▸ Your task
Among the lines of the listing below, retype exactly those from the one containing "Rebuild this screenshot" through the one containing "the following settings:</p>", both included. Do not include pictures.

==============================

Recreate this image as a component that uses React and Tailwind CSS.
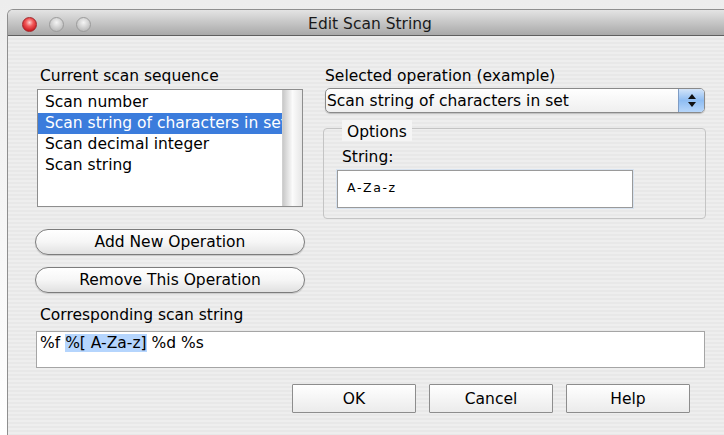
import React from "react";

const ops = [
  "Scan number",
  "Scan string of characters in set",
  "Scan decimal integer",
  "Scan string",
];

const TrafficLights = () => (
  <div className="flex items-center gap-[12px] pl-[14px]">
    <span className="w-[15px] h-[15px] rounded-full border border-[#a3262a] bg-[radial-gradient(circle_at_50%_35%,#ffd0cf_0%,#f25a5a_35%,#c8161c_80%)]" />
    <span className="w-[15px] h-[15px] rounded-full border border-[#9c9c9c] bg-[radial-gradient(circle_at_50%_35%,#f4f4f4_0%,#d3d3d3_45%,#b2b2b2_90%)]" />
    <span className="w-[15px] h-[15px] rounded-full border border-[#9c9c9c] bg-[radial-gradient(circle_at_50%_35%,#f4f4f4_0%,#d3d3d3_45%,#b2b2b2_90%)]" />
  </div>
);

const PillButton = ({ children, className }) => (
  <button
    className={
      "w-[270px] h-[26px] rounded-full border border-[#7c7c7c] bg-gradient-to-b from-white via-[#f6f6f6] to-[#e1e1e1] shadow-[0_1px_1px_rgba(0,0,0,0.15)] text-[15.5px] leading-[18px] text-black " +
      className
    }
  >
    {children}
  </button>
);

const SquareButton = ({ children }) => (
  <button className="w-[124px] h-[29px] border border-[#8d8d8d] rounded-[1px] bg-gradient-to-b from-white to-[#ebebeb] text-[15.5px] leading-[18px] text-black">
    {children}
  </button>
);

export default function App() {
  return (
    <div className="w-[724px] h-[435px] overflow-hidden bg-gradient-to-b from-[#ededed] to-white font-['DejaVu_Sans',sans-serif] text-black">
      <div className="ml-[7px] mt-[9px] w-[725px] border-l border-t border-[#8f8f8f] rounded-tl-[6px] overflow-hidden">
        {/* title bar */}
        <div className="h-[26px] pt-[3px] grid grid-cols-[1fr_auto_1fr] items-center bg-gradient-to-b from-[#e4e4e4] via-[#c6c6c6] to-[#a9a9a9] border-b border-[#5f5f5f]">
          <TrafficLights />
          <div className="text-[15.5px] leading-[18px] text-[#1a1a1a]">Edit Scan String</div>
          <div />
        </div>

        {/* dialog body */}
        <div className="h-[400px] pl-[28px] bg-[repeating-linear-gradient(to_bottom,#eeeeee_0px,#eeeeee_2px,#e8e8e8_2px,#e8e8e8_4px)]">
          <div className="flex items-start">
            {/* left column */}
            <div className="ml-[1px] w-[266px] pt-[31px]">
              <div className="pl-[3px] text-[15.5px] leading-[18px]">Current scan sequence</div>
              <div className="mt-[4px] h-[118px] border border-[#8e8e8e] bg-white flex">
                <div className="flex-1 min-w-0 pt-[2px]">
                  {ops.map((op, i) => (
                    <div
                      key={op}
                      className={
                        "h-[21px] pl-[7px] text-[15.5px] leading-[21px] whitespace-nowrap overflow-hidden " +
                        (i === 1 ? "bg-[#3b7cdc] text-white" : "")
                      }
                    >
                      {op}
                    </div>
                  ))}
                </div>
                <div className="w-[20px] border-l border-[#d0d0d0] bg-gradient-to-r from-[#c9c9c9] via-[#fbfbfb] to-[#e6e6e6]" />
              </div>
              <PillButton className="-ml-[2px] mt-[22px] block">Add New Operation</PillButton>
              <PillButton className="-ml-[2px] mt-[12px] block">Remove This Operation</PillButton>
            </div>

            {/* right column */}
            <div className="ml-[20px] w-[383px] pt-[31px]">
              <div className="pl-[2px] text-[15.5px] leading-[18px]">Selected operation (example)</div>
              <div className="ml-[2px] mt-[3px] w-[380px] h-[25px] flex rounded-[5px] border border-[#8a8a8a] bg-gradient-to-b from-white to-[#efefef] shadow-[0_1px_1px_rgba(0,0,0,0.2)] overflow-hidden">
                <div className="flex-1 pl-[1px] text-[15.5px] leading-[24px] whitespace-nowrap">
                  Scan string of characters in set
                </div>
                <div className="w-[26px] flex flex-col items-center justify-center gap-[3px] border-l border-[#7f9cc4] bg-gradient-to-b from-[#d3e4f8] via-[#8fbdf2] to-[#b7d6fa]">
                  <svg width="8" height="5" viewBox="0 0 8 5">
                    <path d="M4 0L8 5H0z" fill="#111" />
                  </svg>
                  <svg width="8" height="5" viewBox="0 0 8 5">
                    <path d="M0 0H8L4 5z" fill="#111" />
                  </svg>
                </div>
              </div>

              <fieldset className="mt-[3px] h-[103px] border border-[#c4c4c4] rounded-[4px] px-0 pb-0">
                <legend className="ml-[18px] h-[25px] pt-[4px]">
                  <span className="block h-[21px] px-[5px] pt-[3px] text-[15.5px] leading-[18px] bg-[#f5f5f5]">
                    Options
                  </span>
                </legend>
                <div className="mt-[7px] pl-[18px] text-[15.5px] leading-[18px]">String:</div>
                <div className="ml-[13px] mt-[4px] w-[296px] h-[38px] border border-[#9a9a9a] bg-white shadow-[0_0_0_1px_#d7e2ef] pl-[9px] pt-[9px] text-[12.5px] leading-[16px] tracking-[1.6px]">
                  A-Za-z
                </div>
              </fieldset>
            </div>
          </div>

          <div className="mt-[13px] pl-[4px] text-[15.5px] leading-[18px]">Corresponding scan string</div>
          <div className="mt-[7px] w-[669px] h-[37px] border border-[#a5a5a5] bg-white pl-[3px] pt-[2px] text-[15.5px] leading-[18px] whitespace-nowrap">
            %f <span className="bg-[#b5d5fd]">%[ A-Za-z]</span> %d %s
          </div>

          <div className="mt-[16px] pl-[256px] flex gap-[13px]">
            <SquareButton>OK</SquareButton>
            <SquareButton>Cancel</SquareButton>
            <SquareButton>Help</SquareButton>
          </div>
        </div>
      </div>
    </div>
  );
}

==============================

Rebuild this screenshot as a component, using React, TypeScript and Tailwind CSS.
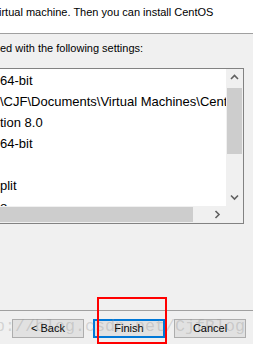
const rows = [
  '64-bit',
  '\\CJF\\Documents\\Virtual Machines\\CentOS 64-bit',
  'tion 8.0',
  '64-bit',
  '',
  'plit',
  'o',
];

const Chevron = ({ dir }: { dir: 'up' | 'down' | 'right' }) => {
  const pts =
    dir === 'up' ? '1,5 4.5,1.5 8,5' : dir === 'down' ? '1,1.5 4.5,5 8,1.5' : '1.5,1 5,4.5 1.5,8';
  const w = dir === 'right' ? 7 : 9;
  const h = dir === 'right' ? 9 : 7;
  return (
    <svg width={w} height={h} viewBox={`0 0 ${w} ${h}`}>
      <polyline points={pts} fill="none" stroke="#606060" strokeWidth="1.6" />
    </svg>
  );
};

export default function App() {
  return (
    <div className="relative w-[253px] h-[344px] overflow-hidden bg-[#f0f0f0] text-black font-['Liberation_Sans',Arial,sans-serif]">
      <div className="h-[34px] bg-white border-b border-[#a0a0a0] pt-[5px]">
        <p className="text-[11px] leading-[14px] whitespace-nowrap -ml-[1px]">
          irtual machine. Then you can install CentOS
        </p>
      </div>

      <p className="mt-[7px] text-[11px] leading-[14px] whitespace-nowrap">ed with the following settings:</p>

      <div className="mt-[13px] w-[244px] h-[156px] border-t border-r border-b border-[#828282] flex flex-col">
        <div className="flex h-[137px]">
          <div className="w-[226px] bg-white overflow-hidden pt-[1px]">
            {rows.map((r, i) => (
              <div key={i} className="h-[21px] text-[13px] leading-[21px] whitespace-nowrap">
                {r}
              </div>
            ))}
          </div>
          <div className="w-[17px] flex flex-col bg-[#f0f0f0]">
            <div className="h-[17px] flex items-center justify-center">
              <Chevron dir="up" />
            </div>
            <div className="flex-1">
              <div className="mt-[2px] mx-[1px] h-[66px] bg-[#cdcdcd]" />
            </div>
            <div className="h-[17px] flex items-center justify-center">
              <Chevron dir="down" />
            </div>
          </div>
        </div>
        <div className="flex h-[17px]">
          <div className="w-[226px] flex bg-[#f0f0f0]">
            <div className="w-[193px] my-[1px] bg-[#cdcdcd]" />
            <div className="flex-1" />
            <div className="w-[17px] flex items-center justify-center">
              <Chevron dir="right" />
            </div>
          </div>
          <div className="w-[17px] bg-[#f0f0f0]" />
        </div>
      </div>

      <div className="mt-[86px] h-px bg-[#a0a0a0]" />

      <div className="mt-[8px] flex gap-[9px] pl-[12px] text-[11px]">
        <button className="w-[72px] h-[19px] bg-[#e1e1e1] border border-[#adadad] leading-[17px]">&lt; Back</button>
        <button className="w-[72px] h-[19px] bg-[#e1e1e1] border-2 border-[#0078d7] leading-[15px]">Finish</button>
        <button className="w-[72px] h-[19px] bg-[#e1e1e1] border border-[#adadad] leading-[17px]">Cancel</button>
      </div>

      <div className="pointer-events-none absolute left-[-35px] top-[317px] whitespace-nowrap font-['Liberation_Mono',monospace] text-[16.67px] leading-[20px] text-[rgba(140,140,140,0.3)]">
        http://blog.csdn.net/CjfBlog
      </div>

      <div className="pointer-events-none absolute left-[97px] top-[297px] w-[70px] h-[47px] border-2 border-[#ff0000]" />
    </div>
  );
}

==============================

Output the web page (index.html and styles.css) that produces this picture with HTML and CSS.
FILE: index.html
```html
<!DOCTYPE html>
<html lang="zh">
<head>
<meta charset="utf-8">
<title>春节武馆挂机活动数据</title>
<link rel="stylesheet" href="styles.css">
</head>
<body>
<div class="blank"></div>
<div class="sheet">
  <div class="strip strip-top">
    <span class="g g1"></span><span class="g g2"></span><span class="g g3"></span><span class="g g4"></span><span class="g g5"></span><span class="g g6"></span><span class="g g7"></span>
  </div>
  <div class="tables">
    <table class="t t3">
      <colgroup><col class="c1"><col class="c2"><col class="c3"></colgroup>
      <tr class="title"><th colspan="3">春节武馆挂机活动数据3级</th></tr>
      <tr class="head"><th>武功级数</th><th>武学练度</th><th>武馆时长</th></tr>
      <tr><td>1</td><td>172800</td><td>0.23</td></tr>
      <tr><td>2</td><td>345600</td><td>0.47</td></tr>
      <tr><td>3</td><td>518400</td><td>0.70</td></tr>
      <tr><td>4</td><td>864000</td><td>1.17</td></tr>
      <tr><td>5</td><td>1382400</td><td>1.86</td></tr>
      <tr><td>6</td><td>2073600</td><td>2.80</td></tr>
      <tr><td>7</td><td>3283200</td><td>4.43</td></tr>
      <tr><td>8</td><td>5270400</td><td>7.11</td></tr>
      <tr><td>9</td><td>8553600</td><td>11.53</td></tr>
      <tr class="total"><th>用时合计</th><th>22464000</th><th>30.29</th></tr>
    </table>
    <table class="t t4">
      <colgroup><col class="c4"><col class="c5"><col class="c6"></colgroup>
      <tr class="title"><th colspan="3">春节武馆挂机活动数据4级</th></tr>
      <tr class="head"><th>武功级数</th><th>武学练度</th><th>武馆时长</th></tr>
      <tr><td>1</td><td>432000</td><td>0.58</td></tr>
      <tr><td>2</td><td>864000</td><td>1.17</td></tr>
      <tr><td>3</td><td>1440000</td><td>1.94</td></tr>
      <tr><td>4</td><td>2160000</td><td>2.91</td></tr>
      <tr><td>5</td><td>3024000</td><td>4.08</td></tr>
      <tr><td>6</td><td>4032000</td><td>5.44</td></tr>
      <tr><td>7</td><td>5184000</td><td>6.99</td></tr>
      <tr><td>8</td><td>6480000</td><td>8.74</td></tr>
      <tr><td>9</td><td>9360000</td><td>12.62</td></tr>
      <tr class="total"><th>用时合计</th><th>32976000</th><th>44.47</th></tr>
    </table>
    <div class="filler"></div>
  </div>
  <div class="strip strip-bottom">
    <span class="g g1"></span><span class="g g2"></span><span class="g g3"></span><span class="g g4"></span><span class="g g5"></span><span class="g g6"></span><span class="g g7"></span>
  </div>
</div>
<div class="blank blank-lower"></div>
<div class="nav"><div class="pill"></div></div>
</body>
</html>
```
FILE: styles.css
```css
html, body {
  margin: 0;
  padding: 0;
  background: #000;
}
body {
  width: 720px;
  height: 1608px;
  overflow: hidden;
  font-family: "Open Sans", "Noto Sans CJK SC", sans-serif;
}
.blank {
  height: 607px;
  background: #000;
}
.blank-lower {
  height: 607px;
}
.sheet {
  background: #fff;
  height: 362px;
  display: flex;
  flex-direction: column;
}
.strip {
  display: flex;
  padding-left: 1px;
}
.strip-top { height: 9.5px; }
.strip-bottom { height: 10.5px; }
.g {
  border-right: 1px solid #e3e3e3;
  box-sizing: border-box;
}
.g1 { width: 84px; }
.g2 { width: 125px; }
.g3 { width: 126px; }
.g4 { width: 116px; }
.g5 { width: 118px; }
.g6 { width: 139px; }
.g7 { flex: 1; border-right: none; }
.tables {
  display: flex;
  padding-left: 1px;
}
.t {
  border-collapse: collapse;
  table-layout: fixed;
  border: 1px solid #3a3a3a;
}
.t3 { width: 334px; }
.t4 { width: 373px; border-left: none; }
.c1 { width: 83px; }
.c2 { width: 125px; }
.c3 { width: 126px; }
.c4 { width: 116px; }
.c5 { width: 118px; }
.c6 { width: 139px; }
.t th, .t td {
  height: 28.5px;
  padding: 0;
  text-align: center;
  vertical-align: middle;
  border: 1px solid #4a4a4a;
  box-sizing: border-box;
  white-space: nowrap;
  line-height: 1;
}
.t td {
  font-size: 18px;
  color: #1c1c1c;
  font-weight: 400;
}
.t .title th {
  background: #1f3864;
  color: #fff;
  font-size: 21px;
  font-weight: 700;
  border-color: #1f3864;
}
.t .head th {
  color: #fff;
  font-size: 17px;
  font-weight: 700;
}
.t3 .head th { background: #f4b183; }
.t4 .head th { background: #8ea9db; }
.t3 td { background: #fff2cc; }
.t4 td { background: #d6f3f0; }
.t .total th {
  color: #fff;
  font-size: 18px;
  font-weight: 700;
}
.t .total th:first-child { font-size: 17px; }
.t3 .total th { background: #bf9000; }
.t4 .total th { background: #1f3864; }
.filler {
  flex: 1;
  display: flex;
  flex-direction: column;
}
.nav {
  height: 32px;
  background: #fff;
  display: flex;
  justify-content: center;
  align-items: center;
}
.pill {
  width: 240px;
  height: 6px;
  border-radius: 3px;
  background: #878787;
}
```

==============================

▸ Solution to this problem
Rebuild this screenshot as a component, using React, TypeScript and Tailwind CSS.
const rows = [
  '64-bit',
  '\\CJF\\Documents\\Virtual Machines\\CentOS 64-bit',
  'tion 8.0',
  '64-bit',
  '',
  'plit',
  'o',
];

const Chevron = ({ dir }: { dir: 'up' | 'down' | 'right' }) => {
  const pts =
    dir === 'up' ? '1,5 4.5,1.5 8,5' : dir === 'down' ? '1,1.5 4.5,5 8,1.5' : '1.5,1 5,4.5 1.5,8';
  const w = dir === 'right' ? 7 : 9;
  const h = dir === 'right' ? 9 : 7;
  return (
    <svg width={w} height={h} viewBox={`0 0 ${w} ${h}`}>
      <polyline points={pts} fill="none" stroke="#606060" strokeWidth="1.6" />
    </svg>
  );
};

export default function App() {
  return (
    <div className="relative w-[253px] h-[344px] overflow-hidden bg-[#f0f0f0] text-black font-['Liberation_Sans',Arial,sans-serif]">
      <div className="h-[34px] bg-white border-b border-[#a0a0a0] pt-[5px]">
        <p className="text-[11px] leading-[14px] whitespace-nowrap -ml-[1px]">
          irtual machine. Then you can install CentOS
        </p>
      </div>

      <p className="mt-[7px] text-[11px] leading-[14px] whitespace-nowrap">ed with the following settings:</p>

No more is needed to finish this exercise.